Scaling Flight Tests of Unmanned Air Vehicles

Increasing technological advances and research interest in unmanned air vehicles (UAVs), have led to the need for having safe, inexpensive and effective means of experimenting with their fight performance and surveillance capabilities. Work has previously been done in areas of controlling, analyzing, and predicting cooperative and autonomous operations of UAVs and other vehicles. In addition, there are well established guidelines for scaling experiments in fluid mechanics, where geometric, kinematic and dynamic similarity is obtained by formulating problems in terms of non dimensional variables using dimensional analysis. However, little or no work has been done in developing experiments or guidelines for air vehicles and their sensors. The currently available experiments for such purposes, which are designed around commercially available equipment, have not been standardized and cannot be related to the real systems and the real requirements.
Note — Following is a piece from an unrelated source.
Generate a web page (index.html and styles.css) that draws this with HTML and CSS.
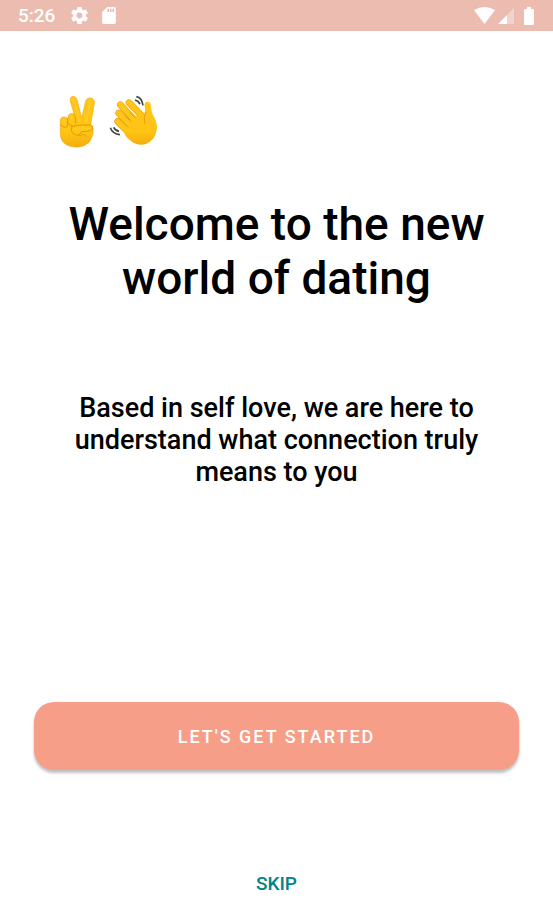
FILE: index.html
```html
<!DOCTYPE html>
<html lang="en">
<head>
<meta charset="utf-8">
<meta name="viewport" content="width=device-width, initial-scale=1">
<title>Welcome</title>
<link rel="stylesheet" href="styles.css">
</head>
<body>
<header class="status-bar">
  <div class="status-group">
    <time class="clock">5:26</time>
    <svg class="gear" viewBox="2 2 20 20" aria-hidden="true"><path d="M19.43 12.98c.04-.32.07-.64.07-.98s-.03-.66-.07-.98l2.11-1.65c.19-.15.24-.42.12-.64l-2-3.46c-.12-.22-.39-.3-.61-.22l-2.49 1c-.52-.4-1.08-.73-1.69-.98l-.38-2.65C14.46 2.18 14.25 2 14 2h-4c-.25 0-.46.18-.49.42l-.38 2.65c-.61.25-1.17.59-1.69.98l-2.49-1c-.23-.09-.49 0-.61.22l-2 3.46c-.13.22-.07.49.12.64l2.11 1.65c-.04.32-.07.65-.07.98s.03.66.07.98l-2.11 1.65c-.19.15-.24.42-.12.64l2 3.46c.12.22.39.3.61.22l2.49-1c.52.4 1.08.73 1.69.98l.38 2.65c.03.24.24.42.49.42h4c.25 0 .46-.18.49-.42l.38-2.65c.61-.25 1.17-.59 1.69-.98l2.49 1c.23.09.49 0 .61-.22l2-3.46c.12-.22.07-.49-.12-.64l-2.11-1.65zM12 15.5c-1.93 0-3.5-1.57-3.5-3.5s1.57-3.5 3.5-3.5 3.5 1.57 3.5 3.5-1.57 3.5-3.5 3.5z"/></svg>
    <svg class="sd-card" viewBox="4 2 16 20" aria-hidden="true"><path d="M18 2h-8L4 8v12c0 1.100.9 2 2 2h12c1.100 0 2-.9 2-2V4c0-1.100-.9-2-2-2zm-6 6h-2V4h2v4zm3 0h-2V4h2v4zm3 0h-2V4h2v4z"/></svg>
  </div>
  <div class="status-group">
    <svg class="wifi" viewBox="0 0 21 17" aria-hidden="true"><path d="M0 3Q10.500-3 21 3L10.500 17z"/></svg>
    <svg class="signal" viewBox="0 0 16 16" aria-hidden="true"><path opacity=".35" d="M9 7l7-7v16H9z"/><path d="M0 16l9-9v9z"/></svg>
    <svg class="battery" viewBox="0 0 10 18" aria-hidden="true"><path d="M3 0h4v2h2q1 0 1 1v14q0 1-1 1H1q-1 0-1-1V3q0-1 1-1h2z"/></svg>
  </div>
</header>
<main class="welcome">
  <div class="hands">
    <svg class="victory" viewBox="27 27 108 168" role="img" aria-label="Victory hand">
      <defs>
        <linearGradient id="skin" x1="0" y1="0" x2="0" y2="1"><stop offset="0" stop-color="#ffc61a"/><stop offset=".7" stop-color="#ffc414"/><stop offset="1" stop-color="#f5ad0c"/></linearGradient>
      </defs>
      <path d="M31 113C30 101 34 96 42 96C48 96 52 99 54 102L54 96C55 82 75 82 76 96L77 104L61 48C57 32 77 29 81 44L95 99L107 49C110 34 135 36 133 54L122 119C132 124 131 144 125 158C117 178 99 187 76 186C48 185 32 170 31 148Z" fill="url(#skin)" stroke="#f0a70c" stroke-width="2"/>
      <path d="M53 101V119Q51 128 44 127Q35 126 31 118M54 115Q58 124 66 122M77 99V114M66 125Q74 119 121 120Q130 122 128 131Q125 140 96 140Q89 143 87 151M66 125Q61 133 66 142Q74 151 87 151M90 153Q98 146 103 149L110 156" fill="none" stroke="#e59a0a" stroke-width="3" stroke-linecap="round"/>
      <path d="M71 44L88 108M121 49L107 110M42 106V116M65 94V111M76 131Q98 127 115 130" fill="none" stroke="#ffd02b" stroke-width="6" stroke-linecap="round" opacity=".7"/>
    </svg>
    <svg class="wave" viewBox="27 27 150 168" role="img" aria-label="Waving hand">
      <path d="M87 53L132 99M61 59L112 114M56 84L102 132M53 109L95 151" fill="none" stroke="#e8a00b" stroke-width="20" stroke-linecap="round"/>
      <path d="M87 53L132 99M61 59L112 114M56 84L102 132M53 109L95 151" fill="none" stroke="#ffc61a" stroke-width="16" stroke-linecap="round"/>
      <path d="M100 91L128 96Q138 84 134 63C131 48 149 46 152 58L155 78C157 91 171 106 171 125C171 157 149 179 123 179C103 179 92 169 77 153L69 135Z" fill="url(#skin)"/>
      <path d="M88 81L106 99M77 93L94 111M70 112L84 126M137 82Q130 96 134 116" fill="none" stroke="#e8a00b" stroke-width="3" stroke-linecap="round"/>
      <path d="M109 35Q126 38 129 61M105 45Q117 48 120 58M31 128Q38 147 60 149M41 127Q46 137 57 139" fill="none" stroke="#434448" stroke-width="5"/>
    </svg>
  </div>
  <h1 class="title">Welcome to the new world of dating</h1>
  <p class="intro">Based in self love, we are here to understand what connection truly means to you</p>
  <div class="actions">
    <button class="start" type="button">LET'S GET STARTED</button>
    <button class="skip" type="button">SKIP</button>
  </div>
</main>
</body>
</html>
```
FILE: styles.css
```css
* { box-sizing: border-box; }
body {
  margin: 0;
  min-height: 100vh;
  display: flex;
  flex-direction: column;
  background: #fff;
  color: #000;
  font-family: Roboto, "Liberation Sans", sans-serif;
  font-weight: 500;
}
.status-bar {
  display: flex;
  justify-content: space-between;
  align-items: center;
  height: 31px;
  padding: 0 19px 0 18px;
  background: #ecbcb1;
  color: #fff;
}
.status-group { display: flex; align-items: center; }
.status-group svg { fill: currentColor; }
.clock { font-size: 19px; line-height: 31px; margin-right: 16px; }
.gear { width: 17px; height: 17px; margin-right: 14px; }
.sd-card { width: 14px; height: 17px; }
.wifi { width: 21px; height: 17px; margin-right: 3px; }
.signal { width: 16px; height: 16px; margin-right: 10px; }
.battery { width: 10px; height: 18px; }
.welcome {
  flex: 1;
  display: flex;
  flex-direction: column;
  padding: 63px 34px 20px;
}
.hands { display: flex; gap: 14px; padding-left: 25px; }
.victory { width: 36px; height: 56px; }
.wave { width: 50px; height: 56px; }
.title {
  margin: 47px 24px 0;
  font-size: 46px;
  line-height: 54px;
  font-weight: 500;
  text-align: center;
}
.intro {
  margin: 87px 32px 48px;
  font-size: 27px;
  line-height: 32px;
  text-align: center;
}
.actions {
  display: flex;
  flex-direction: column;
  align-items: center;
  gap: 98px;
  margin-top: auto;
}
button {
  border: 0;
  font: inherit;
  font-size: 19px;
  cursor: pointer;
}
.start {
  width: 100%;
  height: 68px;
  border-radius: 20px;
  background: #f69e87;
  color: #fff;
  font-size: 18px;
  letter-spacing: 2px;
  box-shadow: 0 3px 3px rgba(0, 0, 0, .25);
}
.skip {
  padding: 4px 8px;
  background: none;
  color: #00838a;
  line-height: 24px;
}
```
The analysis done in this research provides an important step in setting up guidelines for experimental scaling of flight tests of UAVs. This makes it possible to use computer simulations and ground hardware experiments in a useful way for performance evaluations before having to fly the actual vehicle. Equations and simulations used have been defined in non-dimensional terms in order to allow for a scale independent approach as per the Buckingham Pi theorem. Comparisons have been drawn of flight and sensor performance characteristics between a nominal wide search area vehicle and two surrogate hardware systems having widely varying operating characteristics.